NO:   dest='startStep', 
YES:  dest='start_step'

NO:   '--remove_project_dir', dest='remove_project_dir',
YES:  '--removeProjectDir', dest='remove_project_dir'

NO:   self.customTemplateFile = inps.customTemplateFile
YES:  self.custom_template_file = inps.custom_template_file

Use of the subprocess and os Module

Parsing of Command Line Arguments

Logging to the Console and to Files

Whenever persistent logging is required for certain script, utilize the custom rsmas_logging.RsmasLogger() object. This object takes a filename as a parameter, and handles all of the setup of both a StreamHandler object, which will write logs to stdout and and a FileHandler, which will write logs to the provided file. The rsmas_logging.RsmasLogger() object is a wrapper class around the standard python logging module, and simply handles setup of the logging.logger object and its associated handlers.

Intended use of the rsmas_logging.RsmasLogger() object is as follows:

    from rsmas_logging import RsmasLogger, log_level
    
    log_file = "logfile.log"
    logger = RsmasLogger(log_file)
    logger.log(loglevel.INFO, "A log message that will be written to 'logfile.log' and `stdout`."

A part of the logging module and, thus, part of the rsmas_logging module, is the ability to specify different "loglevels" which makes searching for occurrence of certain events within .log file easier. The implemented log levels are:

  • loglevel.DEBUG - simple debugging statements such as the number of iterations of a given loop
  • loglevel.INFO - informational statements such as that a process has complete successfully
  • loglevel.WARNING - warning statements such as that a process has failed or something unexpected has occurred
  • loglevel.ERROR - error statements such as that an exception was thrown or erroneous inputs were provided
  • loglevel.CRITICAL - critical warning statements such as that a process has failed and exited the program entirely

Due to the implementation of the root logging.logger object, note that all RsmasLogger() objects that are created during the execution of a given program share the same root logger object, which can lead to unexpected logging outputs, often seen as duplicated or even triplicated output. The RsmasLogger() implementation does attempt to handle the case where multiple handlers of the same type are setup and actively prevents such things from happening, but it has not been thoroughly tested.
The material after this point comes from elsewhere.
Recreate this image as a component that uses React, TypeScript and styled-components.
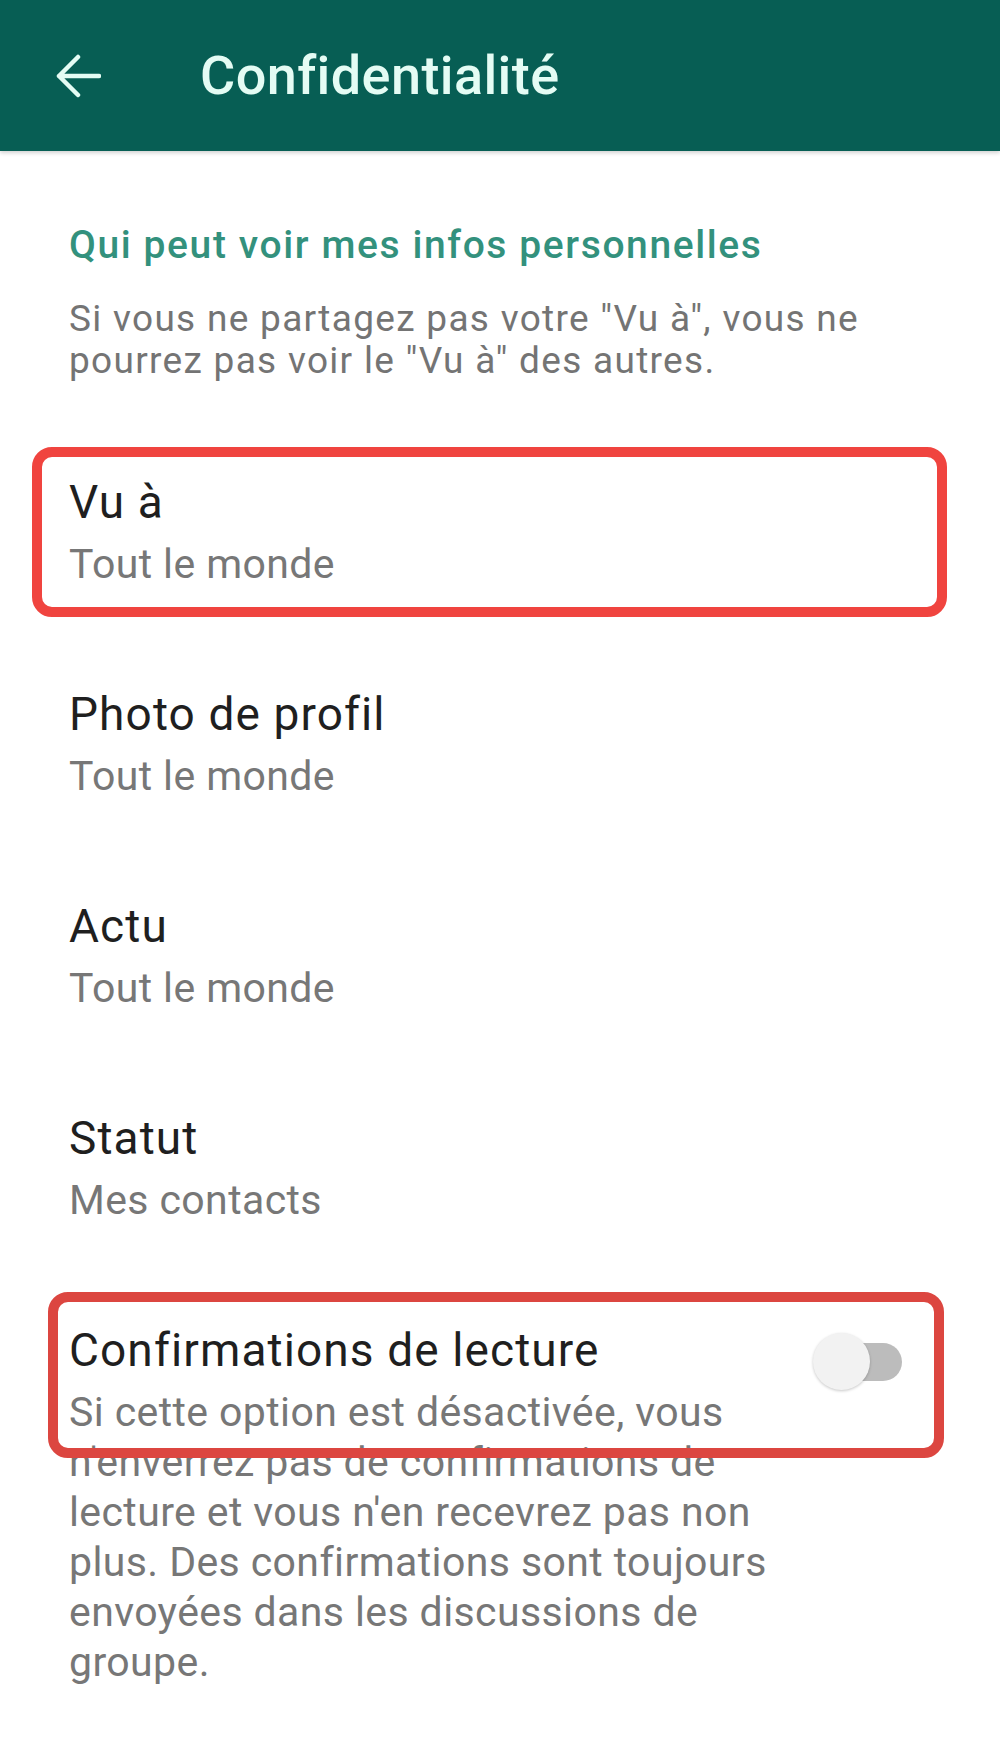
import { FC } from 'react'

import styled, { createGlobalStyle } from 'styled-components'

const GlobalStyle = createGlobalStyle`
	html, body {
		margin: 0;
		padding: 0;
		background: #ffffff;
	}
	body {
		font-family: Roboto, 'Noto Sans', 'Liberation Sans', sans-serif;
		-webkit-font-smoothing: antialiased;
	}
`

const Page = styled.div`
	width: 1000px;
	min-height: 1747px;
	background: #ffffff;
	overflow: hidden;
`

const TopBar = styled.header`
	height: 151px;
	display: flex;
	align-items: center;
	padding-left: 55px;
	gap: 99px;
	background: #075e54;
	box-shadow: 0 2px 4px rgba(0, 0, 0, 0.18);
	position: relative;
	z-index: 2;
`

const BackButton = styled.button`
	width: 46px;
	height: 46px;
	padding: 0;
	border: none;
	background: none;
	display: flex;
	cursor: pointer;
	svg {
		width: 46px;
		height: 46px;
	}
`

const Title = styled.h1`
	margin: 0;
	font-size: 54px;
	font-weight: 500;
	line-height: 64px;
	color: #e4fcf4;
	letter-spacing: 0.4px;
`

const Section = styled.section`
	padding: 70px 0 0 69px;
`

const SectionTitle = styled.h2`
	margin: 0;
	font-size: 39px;
	font-weight: 500;
	line-height: 48px;
	letter-spacing: 1.6px;
	color: #33917d;
`

const SectionNote = styled.p`
	margin: 29px 0 0;
	width: 840px;
	font-size: 37px;
	line-height: 42px;
	letter-spacing: 1.3px;
	color: #747474;
`

const List = styled.ul`
	list-style: none;
	margin: 42px 0 0;
	padding: 0;
`

const Item = styled.li`
	position: relative;
	display: flex;
	align-items: flex-start;
	min-height: 212px;
	box-sizing: border-box;
	padding: 50px 98px 47px 69px;
`

const ItemText = styled.div`
	flex: 1;
	max-width: 740px;
`

const ItemTitle = styled.div`
	font-size: 46px;
	line-height: 56px;
	letter-spacing: 1.1px;
	color: #1f1f1f;
`

const ItemValue = styled.div`
	margin-top: 9px;
	font-size: 41px;
	line-height: 50px;
	letter-spacing: 0.4px;
	color: #777777;
`

const Switch = styled.span`
	position: relative;
	flex: none;
	margin: 21px 0 0 auto;
	width: 80px;
	height: 38px;
	border-radius: 19px;
	background: #bcbcbc;
`

const SwitchThumb = styled.span`
	position: absolute;
	left: -9px;
	top: -10px;
	width: 57px;
	height: 57px;
	border-radius: 50%;
	background: #f2f2f2;
	box-shadow: 0 1px 3px rgba(0, 0, 0, 0.22);
`

const Highlight = styled.span<{ $top: number; $left: number; $width: number; $height: number; $color: string }>`
	position: absolute;
	top: ${p => p.$top}px;
	left: ${p => p.$left}px;
	width: ${p => p.$width}px;
	height: ${p => p.$height}px;
	box-sizing: border-box;
	border: 10px solid ${p => p.$color};
	border-radius: 20px;
	pointer-events: none;
	z-index: 1;
`

const ArrowBack: FC = () => (
	<svg viewBox="0 0 46 46" fill="none">
		<path
			d="M44 23H4M23 4L4 23l19 19"
			stroke="#e4fcf4"
			strokeWidth="4.5"
			strokeLinecap="round"
			strokeLinejoin="round"
		/>
	</svg>
)

const items = [
	{ title: 'Vu à', value: 'Tout le monde' },
	{ title: 'Photo de profil', value: 'Tout le monde' },
	{ title: 'Actu', value: 'Tout le monde' },
	{ title: 'Statut', value: 'Mes contacts' },
]

const App: FC = () => {
	return (
		<Page>
			<GlobalStyle />
			<TopBar>
				<BackButton aria-label="Retour">
					<ArrowBack />
				</BackButton>
				<Title>Confidentialité</Title>
			</TopBar>
			<Section>
				<SectionTitle>Qui peut voir mes infos personnelles</SectionTitle>
				<SectionNote>
					Si vous ne partagez pas votre "Vu à", vous ne pourrez pas voir le "Vu à" des autres.
				</SectionNote>
			</Section>
			<List>
				{items.map((item, i) => (
					<Item key={item.title}>
						{i === 0 && <Highlight $top={23} $left={32} $width={915} $height={170} $color="#f0443f" />}
						<ItemText>
							<ItemTitle>{item.title}</ItemTitle>
							<ItemValue>{item.value}</ItemValue>
						</ItemText>
					</Item>
				))}
				<Item>
					<Highlight $top={20} $left={48} $width={896} $height={166} $color="#dc4640" />
					<ItemText>
						<ItemTitle>Confirmations de lecture</ItemTitle>
						<ItemValue>
							Si cette option est désactivée, vous n'enverrez pas de confirmations de lecture et vous
							n'en recevrez pas non plus. Des confirmations sont toujours envoyées dans les
							discussions de groupe.
						</ItemValue>
					</ItemText>
					<Switch>
						<SwitchThumb />
					</Switch>
				</Item>
			</List>
		</Page>
	)
}

export default App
Accessing Template Options

Whenever access to options that stored within a template file is necessary, utilize the custom dataset_template.Template() object. This object takes a template file as a parameter, which is usually passed along via a command line argument, and creates a dictionary of all the template options, which can be accessed using python's standard dictionary access routines: dict[key]

Intended use of the dataset_template.Template() object is as follows:

    from dataset_template import Template
    
    template_file = "template_file_name.template"
    dataset_template = Template(template_file)
    template_options = dataset_template.get_options()

    template_options['dataset']            # the dataset name of the template
    template_options['ssaraopt.platform']  # the ssaraopt.platform from the template  

dataset_template.Template() also contains a few helper methods that provide easier access to certain commonly used properties, such as the dataset name, as well as generation methods, to generate useful data structures from the options dictionary values. See: Template.get_dataset_name() and Template.generate_ssaraopt_string().

File Structure Manipulations

Documentation

All functions, classes, objects, and methods should be thoroughly documented PRIOR to being merged into the master branch.

Function and method documentation should follow PEP257 documentation format, and include the following information at a minimum:

  • What the function or method is doing
  • Why the function of method is needed and where it is/will be used
  • Parameters being passed, including their types
  • The return value of the function if any

Example:

def get_dataset_name(self):
    """ Provides quick access to the dataset property of the options dictionary.
        Should be used to quickly access the dataset name when directories require the dataset name
    """
    return self.options['dataset']

Class and object documentation should follow the same format as the function and method documentation but also include an intended use section with an example use case of the class/object.

Example:

class Template:
    """ Template object encapsulates a dictionary of template options.

        Given a dataset.template file, this object creates a dictionary of options keyed on the option name. This
        will allow for accessing of various template parameters in constant time (as opposed to O(n) time) and includes
        a simple, user friendly syntax.

        Use as follows:

            template = Template(file_name)                                  # create a template object
            options = template.get_options()                                # access the options dictionary
            dataset = options['dataset']                                    # access a specific option
            options = template.update_options(default_template_file)        # access a specific option

    """
    
    def __init__(self, custom_template_file):
        """ Initializes Template object with a custom template file.
        ...

Within classes, objects, functions, and methods, logical blocks of code should include brief comments on their precise functionality, especially in cases where the implementation is non-trivial, or where file handling is taking place (this is especially important for those of us who don't touch the actual data file hierarchy very much and thus aren't as familiar with the file tree).